Objective
Set down, exactly as written, the lines from the top of the data to the line that holds "import React from", and omit the pictures.

Provided data
----
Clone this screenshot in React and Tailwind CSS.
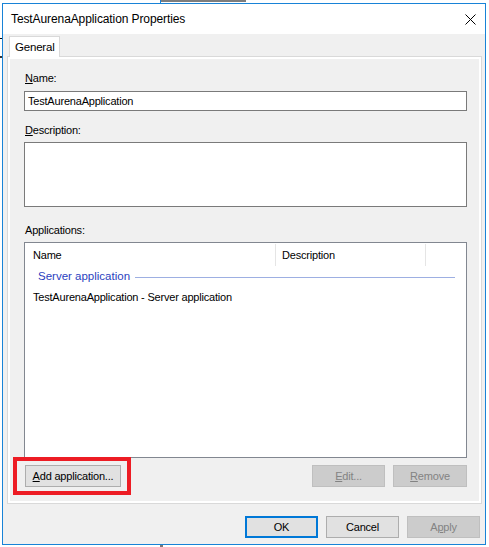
import React from "react";

function Btn({ children, className = "", disabled = false, def = false }) {
  let cls =
    "h-[22px] flex items-center justify-center whitespace-nowrap leading-none ";
  if (disabled) cls += "bg-[#cccccc] border border-[#bfbfbf] text-[#838383] ";
  else if (def) cls += "bg-[#e1e1e1] border-2 border-[#0078d7] text-black ";
  else cls += "bg-[#e1e1e1] border border-[#adadad] text-black ";
  return <div className={cls + className}>{children}</div>;
}

export default function App() {
  return (
    <div className="w-[489px] h-[547px] bg-white relative overflow-hidden pt-[3px] pl-[2px] [font-family:'Liberation_Sans',Arial,sans-serif] text-[11px] tracking-[-0.2px] text-black">
      {/* background window scraps */}
      <div className="absolute left-[160px] top-0 w-[86px] h-[2px] bg-[#7d7d7d]" />
      <div className="absolute left-[160px] top-0 w-[1px] h-[3px] bg-[#1883d7]" />
      <div className="absolute left-0 top-[38px] w-[2px] h-[1px] bg-black" />
      <div className="absolute left-0 top-[56px] w-[2px] h-[2px] bg-[#333]" />
      <div className="absolute left-[160px] top-[545px] w-[3px] h-[2px] bg-[#777]" />

      <div className="w-[484px] h-[542px] border border-[#1883d7] flex flex-col">
        {/* title bar */}
        <div className="h-[30px] bg-white flex items-center justify-between pl-[8px] pr-[9px] shrink-0">
          <span className="text-[12px] tracking-[-0.1px] text-black whitespace-nowrap">TestAurenaApplication Properties</span>
          <svg width="11" height="11" viewBox="0 0 11 11">
            <path d="M0.5 0.5 L10.5 10.5 M10.5 0.5 L0.5 10.5" stroke="#000" strokeWidth="1" />
          </svg>
        </div>

        {/* body */}
        <div className="flex-1 bg-[#f0f0f0] flex flex-col pl-[4px] pr-[3px] pt-[2px]">
          {/* tab */}
          <div className="flex">
            <div className="ml-[2px] h-[21px] w-[51px] bg-white border border-b-0 border-[#d9d9d9] flex items-center pl-[5px] pt-[1px] -mb-[1px] relative z-10 text-[11.5px]">
              General
            </div>
          </div>
          {/* panel */}
          <div className="h-[448px] border border-[#d9d9d9] bg-white p-[2px]">
            <div className="h-full bg-[#f0f0f0] pt-[11px] pl-[14px] pr-[12px] flex flex-col">
              <div className="h-[16px] flex items-center pl-[1px]">
                <span><span className="underline">N</span>ame:</span>
              </div>
              <div className="mt-[5px] h-[20px] bg-white border border-[#7a7a7a] flex items-center pl-[3px]">
                TestAurenaApplication
              </div>
              <div className="mt-[11px] h-[16px] flex items-center pl-[1px]">
                <span><span className="underline">D</span>escription:</span>
              </div>
              <div className="mt-[4px] h-[65px] bg-white border border-[#7a7a7a]" />
              <div className="mt-[15px] h-[16px] flex items-center pl-[1px]">Applications:</div>
              <div className="mt-[4px] h-[216px] bg-white border border-[#828790] flex flex-col">
                <div className="h-[24px] flex items-stretch shrink-0">
                  <div className="w-[251px] flex items-center pl-[8px] border-r border-[#e5e5e5] my-[1px]">Name</div>
                  <div className="w-[150px] flex items-center pl-[6px] border-r border-[#e5e5e5] my-[1px]">Description</div>
                </div>
                <div className="h-[20px] flex items-center pl-[13px] pr-[11px]">
                  <span className="text-[#2b3fc0] whitespace-nowrap text-[11.5px] tracking-[0px]">Server application</span>
                  <div className="flex-1 h-[1px] bg-[#9dafe2] ml-[5px]" />
                </div>
                <div className="h-[20px] flex items-center pl-[8px] whitespace-nowrap">
                  TestAurenaApplication - Server application
                </div>
              </div>
              <div className="mt-[7px] flex justify-between items-center">
                <div className="relative ml-[1px]">
                  <Btn className="w-[96px]">
                    <span><span className="underline">A</span>dd application...</span>
                  </Btn>
                  <div className="absolute -left-[12px] -top-[8px] w-[118px] h-[38px] border-4 border-[#ed1c24]" />
                </div>
                <div className="flex gap-[8px]">
                  <Btn disabled className="w-[73px]">
                    <span><span className="underline">E</span>dit...</span>
                  </Btn>
                  <Btn disabled className="w-[74px]">
                    <span><span className="underline">R</span>emove</span>
                  </Btn>
                </div>
              </div>
            </div>
          </div>
          {/* bottom buttons */}
          <div className="mt-[12px] flex justify-end gap-[8px] pr-[2px]">
            <Btn def className="w-[73px]">OK</Btn>
            <Btn className="w-[73px]">Cancel</Btn>
            <Btn disabled className="w-[73px]">
              <span>A<span className="underline">p</span>ply</span>
            </Btn>
          </div>
        </div>
      </div>
    </div>
  );
}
----
Solution for this task
Clone this screenshot in React and Tailwind CSS.
import React from "react";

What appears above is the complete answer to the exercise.